━━━━━ RECORDS TO PROCESS ━━━━━

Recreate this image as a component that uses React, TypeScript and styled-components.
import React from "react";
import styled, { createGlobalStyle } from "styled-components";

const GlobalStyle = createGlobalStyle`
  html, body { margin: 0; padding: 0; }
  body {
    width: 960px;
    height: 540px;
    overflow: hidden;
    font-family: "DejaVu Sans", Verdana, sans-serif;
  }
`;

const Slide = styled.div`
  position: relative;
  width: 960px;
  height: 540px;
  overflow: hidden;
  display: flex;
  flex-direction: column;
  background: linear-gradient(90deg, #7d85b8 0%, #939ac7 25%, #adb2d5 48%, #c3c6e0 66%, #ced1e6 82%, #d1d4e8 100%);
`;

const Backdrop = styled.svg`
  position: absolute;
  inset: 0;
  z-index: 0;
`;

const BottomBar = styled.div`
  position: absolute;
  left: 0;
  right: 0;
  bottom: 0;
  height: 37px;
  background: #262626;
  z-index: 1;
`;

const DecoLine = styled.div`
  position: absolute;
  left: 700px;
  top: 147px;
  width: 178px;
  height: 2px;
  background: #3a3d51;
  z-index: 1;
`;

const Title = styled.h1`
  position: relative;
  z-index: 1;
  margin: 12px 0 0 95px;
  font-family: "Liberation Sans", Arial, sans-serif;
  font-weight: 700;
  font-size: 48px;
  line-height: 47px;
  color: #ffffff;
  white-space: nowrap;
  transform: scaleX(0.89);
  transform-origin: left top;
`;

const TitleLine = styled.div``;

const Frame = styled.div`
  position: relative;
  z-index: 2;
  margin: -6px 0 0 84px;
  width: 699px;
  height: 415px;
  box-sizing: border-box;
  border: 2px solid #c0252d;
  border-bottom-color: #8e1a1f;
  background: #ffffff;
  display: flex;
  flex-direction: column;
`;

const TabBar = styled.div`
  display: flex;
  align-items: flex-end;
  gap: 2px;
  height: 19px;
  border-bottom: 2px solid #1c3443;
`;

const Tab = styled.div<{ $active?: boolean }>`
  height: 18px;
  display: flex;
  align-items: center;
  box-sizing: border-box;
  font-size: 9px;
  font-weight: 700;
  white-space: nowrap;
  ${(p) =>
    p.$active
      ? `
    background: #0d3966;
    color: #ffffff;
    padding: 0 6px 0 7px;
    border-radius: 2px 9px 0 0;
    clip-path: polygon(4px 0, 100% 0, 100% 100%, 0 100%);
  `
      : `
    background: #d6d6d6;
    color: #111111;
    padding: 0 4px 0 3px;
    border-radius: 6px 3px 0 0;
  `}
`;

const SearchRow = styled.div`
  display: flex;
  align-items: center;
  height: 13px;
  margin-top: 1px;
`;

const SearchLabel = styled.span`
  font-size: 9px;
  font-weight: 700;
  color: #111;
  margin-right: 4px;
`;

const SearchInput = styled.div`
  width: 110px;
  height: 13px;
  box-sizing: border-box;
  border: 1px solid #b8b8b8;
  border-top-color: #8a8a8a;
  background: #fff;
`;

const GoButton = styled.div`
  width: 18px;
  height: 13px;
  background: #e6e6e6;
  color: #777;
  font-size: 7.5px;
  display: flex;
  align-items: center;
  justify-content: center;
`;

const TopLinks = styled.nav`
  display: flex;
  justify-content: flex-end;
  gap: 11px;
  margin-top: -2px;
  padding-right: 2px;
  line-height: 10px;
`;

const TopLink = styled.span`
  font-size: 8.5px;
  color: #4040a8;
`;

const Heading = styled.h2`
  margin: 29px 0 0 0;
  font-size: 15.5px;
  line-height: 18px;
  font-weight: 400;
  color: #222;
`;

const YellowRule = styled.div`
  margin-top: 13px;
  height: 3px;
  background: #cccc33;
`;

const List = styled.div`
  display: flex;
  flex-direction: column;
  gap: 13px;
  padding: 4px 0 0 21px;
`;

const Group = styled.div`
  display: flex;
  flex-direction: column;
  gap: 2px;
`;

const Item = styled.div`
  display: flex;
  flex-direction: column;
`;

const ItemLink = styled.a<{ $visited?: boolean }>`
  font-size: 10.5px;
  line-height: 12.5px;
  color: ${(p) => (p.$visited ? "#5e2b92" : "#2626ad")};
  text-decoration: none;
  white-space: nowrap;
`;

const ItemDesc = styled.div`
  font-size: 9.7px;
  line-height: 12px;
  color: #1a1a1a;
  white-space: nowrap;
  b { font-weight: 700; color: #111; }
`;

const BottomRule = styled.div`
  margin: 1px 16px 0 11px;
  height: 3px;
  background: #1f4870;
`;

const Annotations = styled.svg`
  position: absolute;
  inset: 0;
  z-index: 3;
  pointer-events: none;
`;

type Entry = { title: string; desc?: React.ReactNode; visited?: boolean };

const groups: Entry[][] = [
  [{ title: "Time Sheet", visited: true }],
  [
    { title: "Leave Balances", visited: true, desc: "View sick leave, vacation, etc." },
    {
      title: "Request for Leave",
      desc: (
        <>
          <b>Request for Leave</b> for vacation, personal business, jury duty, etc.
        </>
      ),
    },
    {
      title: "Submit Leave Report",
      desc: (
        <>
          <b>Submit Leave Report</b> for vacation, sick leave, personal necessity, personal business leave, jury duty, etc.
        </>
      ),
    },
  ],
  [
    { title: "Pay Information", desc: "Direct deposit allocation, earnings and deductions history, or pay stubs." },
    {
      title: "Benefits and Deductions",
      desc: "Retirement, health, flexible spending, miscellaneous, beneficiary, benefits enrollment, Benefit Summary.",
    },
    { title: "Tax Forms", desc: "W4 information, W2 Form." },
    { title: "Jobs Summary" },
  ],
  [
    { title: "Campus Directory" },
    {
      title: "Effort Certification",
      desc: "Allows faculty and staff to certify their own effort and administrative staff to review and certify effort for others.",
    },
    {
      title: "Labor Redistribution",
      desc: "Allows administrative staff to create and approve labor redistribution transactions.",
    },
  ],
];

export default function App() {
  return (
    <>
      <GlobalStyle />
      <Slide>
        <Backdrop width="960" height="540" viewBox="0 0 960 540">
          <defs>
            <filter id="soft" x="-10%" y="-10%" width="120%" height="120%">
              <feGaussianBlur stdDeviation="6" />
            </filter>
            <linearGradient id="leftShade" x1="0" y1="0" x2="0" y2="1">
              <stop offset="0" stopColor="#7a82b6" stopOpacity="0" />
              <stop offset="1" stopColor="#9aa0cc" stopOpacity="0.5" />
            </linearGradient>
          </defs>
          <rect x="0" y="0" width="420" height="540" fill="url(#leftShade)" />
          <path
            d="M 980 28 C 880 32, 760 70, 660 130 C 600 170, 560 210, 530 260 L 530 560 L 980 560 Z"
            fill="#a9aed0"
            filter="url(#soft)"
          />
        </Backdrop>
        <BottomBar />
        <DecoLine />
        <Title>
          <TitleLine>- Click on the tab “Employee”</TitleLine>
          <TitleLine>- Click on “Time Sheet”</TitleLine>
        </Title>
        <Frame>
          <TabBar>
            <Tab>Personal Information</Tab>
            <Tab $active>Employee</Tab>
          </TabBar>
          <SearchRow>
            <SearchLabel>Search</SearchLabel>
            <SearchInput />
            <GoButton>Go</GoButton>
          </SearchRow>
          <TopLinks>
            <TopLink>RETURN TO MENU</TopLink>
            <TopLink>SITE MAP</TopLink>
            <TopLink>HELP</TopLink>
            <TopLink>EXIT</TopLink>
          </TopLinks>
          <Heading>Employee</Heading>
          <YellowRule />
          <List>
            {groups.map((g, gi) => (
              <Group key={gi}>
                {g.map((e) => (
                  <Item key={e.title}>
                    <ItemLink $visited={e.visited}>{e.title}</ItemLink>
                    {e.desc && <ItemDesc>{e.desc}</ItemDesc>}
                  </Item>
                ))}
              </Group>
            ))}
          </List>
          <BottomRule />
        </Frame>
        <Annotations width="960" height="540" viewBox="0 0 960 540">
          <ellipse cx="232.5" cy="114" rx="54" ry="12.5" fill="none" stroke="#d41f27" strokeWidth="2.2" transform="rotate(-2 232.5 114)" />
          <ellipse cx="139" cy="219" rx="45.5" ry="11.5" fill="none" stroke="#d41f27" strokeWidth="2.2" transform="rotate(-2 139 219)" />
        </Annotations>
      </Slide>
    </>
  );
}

━━━━━
━━━━━ RECORDS TO PROCESS ━━━━━

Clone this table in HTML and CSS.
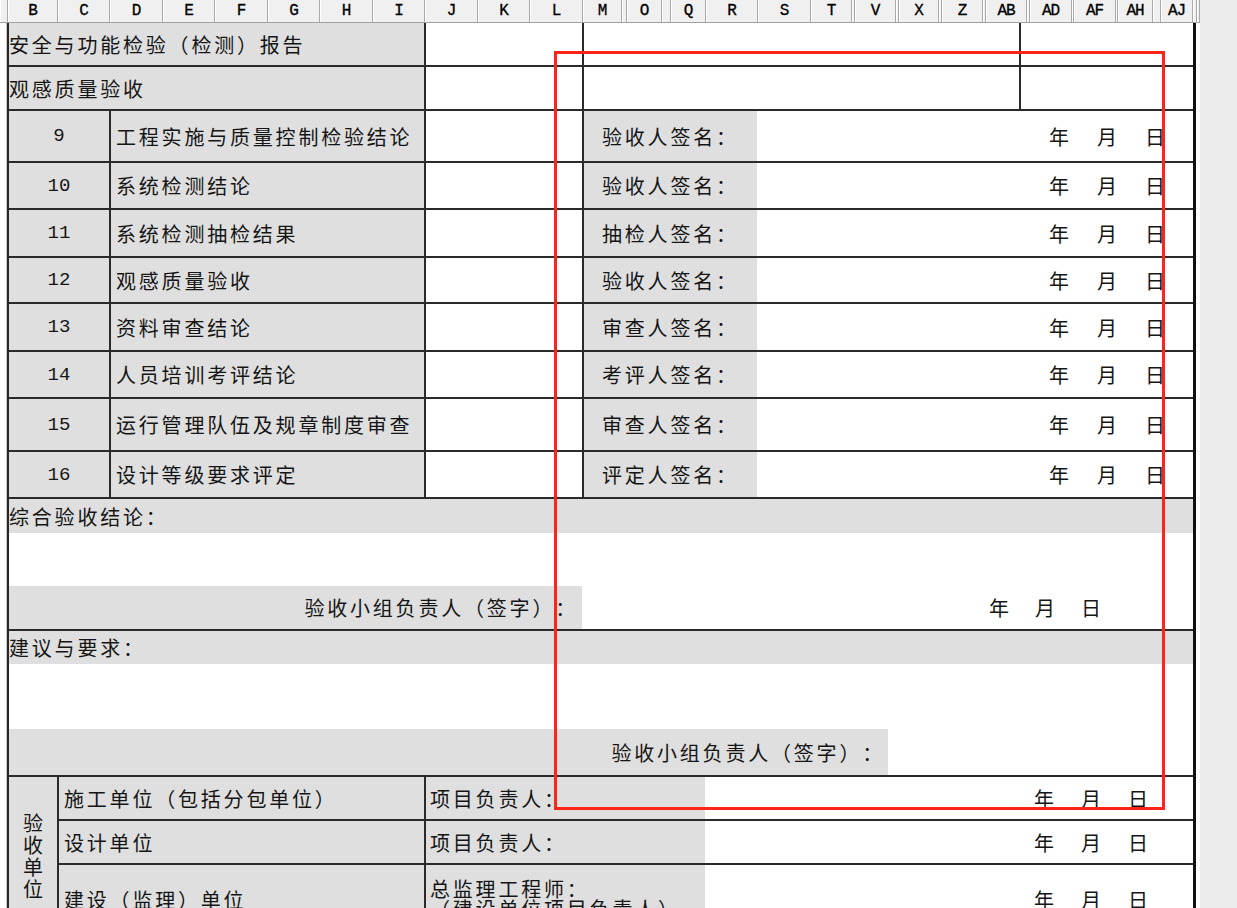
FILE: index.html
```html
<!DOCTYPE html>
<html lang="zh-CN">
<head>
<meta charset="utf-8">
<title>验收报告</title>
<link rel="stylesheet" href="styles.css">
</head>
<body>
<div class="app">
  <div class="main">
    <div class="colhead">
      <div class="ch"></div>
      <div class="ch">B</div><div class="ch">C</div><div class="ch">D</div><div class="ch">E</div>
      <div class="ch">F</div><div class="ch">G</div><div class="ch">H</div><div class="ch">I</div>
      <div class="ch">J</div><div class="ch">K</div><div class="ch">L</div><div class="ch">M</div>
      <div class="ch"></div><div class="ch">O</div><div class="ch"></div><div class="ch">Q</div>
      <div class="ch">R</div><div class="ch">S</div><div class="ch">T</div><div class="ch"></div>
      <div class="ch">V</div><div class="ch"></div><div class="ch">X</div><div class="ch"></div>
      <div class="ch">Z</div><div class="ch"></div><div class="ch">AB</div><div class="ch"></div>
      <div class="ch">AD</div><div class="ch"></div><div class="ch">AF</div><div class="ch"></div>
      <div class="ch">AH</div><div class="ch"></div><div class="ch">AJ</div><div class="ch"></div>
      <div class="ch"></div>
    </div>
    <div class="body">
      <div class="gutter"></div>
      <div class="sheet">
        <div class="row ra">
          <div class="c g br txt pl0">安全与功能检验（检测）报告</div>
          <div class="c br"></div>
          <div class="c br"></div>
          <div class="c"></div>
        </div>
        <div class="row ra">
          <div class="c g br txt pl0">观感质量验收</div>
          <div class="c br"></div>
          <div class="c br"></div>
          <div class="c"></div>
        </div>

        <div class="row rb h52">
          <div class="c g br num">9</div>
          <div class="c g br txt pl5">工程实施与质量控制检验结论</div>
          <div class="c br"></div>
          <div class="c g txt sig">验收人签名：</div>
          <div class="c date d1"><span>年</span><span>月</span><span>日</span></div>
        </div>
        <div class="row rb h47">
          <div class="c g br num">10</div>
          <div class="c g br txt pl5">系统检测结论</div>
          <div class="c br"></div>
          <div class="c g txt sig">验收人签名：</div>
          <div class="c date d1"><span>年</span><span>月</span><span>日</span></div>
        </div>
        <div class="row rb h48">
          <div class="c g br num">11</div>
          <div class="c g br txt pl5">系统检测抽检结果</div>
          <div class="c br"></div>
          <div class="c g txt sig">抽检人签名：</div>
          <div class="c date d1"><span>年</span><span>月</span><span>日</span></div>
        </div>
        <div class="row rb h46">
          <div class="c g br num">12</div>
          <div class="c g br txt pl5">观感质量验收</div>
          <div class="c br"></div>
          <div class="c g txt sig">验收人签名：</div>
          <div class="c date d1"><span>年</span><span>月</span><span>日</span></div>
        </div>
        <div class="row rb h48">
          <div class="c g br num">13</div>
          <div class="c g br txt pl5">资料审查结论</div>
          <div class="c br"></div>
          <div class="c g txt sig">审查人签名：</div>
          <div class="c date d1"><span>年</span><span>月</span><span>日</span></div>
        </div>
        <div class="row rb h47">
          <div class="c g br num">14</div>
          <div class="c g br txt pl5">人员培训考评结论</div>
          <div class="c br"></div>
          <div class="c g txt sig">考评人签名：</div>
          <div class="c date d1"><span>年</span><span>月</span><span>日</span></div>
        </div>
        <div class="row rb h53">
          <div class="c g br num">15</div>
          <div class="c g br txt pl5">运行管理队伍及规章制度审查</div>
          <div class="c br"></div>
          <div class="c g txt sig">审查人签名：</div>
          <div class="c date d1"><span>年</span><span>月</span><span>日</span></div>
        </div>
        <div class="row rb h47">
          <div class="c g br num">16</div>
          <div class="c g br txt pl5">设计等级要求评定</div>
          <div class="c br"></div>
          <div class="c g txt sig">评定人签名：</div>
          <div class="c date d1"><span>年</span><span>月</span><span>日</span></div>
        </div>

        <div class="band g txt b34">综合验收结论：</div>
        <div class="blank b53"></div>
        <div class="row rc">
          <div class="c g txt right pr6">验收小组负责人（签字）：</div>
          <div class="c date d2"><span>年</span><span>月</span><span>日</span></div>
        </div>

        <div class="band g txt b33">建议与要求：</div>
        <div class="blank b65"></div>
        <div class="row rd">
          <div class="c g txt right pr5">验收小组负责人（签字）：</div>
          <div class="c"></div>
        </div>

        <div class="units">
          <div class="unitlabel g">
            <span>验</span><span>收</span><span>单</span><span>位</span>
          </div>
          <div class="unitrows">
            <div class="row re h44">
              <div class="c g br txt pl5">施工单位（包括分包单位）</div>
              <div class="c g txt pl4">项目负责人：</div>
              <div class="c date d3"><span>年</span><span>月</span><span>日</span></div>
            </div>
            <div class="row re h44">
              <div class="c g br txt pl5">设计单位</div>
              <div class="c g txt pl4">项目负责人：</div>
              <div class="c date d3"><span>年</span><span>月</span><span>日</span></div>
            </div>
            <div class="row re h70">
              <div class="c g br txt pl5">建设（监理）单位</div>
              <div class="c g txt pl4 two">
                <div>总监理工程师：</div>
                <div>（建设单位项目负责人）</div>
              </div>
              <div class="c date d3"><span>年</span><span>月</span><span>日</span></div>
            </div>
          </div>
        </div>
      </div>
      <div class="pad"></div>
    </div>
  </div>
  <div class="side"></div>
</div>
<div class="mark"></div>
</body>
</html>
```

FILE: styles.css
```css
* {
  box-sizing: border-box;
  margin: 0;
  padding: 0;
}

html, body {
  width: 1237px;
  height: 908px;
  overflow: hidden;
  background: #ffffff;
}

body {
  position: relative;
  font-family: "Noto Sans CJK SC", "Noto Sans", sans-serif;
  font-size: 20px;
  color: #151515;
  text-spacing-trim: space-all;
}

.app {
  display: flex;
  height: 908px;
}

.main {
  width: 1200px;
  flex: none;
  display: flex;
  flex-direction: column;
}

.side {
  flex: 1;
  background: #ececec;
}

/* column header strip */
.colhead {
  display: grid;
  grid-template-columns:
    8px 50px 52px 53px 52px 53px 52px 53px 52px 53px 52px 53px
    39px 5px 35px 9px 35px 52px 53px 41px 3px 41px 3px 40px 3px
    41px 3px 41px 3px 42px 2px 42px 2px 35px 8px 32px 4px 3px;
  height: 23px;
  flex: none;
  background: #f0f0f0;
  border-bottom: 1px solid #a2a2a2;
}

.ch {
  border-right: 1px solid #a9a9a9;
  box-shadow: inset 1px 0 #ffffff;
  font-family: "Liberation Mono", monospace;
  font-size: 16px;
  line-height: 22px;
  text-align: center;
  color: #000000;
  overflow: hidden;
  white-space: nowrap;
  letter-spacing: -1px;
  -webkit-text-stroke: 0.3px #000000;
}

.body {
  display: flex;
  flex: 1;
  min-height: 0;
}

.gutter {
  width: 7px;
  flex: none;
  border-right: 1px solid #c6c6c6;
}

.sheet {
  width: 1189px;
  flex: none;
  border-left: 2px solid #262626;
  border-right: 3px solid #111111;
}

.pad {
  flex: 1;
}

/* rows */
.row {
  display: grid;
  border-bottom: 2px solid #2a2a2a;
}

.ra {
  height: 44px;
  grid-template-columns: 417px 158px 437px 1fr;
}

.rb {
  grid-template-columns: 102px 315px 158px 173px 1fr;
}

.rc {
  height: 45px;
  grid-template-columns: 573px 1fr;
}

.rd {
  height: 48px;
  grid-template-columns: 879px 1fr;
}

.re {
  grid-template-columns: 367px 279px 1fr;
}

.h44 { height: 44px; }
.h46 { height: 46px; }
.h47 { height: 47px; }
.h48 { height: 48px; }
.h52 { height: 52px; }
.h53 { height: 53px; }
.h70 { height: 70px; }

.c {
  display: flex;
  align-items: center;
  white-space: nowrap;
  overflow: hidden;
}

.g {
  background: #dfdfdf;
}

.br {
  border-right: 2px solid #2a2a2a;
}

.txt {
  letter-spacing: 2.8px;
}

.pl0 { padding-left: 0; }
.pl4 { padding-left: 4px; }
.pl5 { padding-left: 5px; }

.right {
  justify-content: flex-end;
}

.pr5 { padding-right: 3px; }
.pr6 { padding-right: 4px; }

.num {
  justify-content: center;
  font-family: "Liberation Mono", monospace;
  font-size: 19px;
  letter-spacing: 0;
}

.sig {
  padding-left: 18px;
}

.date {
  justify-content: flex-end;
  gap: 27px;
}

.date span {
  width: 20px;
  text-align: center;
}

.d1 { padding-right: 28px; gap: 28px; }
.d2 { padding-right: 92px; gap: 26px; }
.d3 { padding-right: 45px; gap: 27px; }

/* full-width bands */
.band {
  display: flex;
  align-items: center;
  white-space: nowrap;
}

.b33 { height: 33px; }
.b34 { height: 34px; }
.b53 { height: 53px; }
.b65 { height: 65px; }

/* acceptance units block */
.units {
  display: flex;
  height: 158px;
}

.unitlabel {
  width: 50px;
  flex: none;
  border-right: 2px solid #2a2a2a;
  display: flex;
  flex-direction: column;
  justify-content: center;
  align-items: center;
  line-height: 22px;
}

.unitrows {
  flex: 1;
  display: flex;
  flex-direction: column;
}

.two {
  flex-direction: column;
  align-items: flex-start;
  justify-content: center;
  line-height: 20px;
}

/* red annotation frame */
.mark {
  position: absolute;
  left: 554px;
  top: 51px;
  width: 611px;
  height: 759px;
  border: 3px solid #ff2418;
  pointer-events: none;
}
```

━━━━━

* WHAT IS NEEDED: How many lines of the data hold the string "components"? Reply with the number alone.

* THE COMPLETED TASK: 2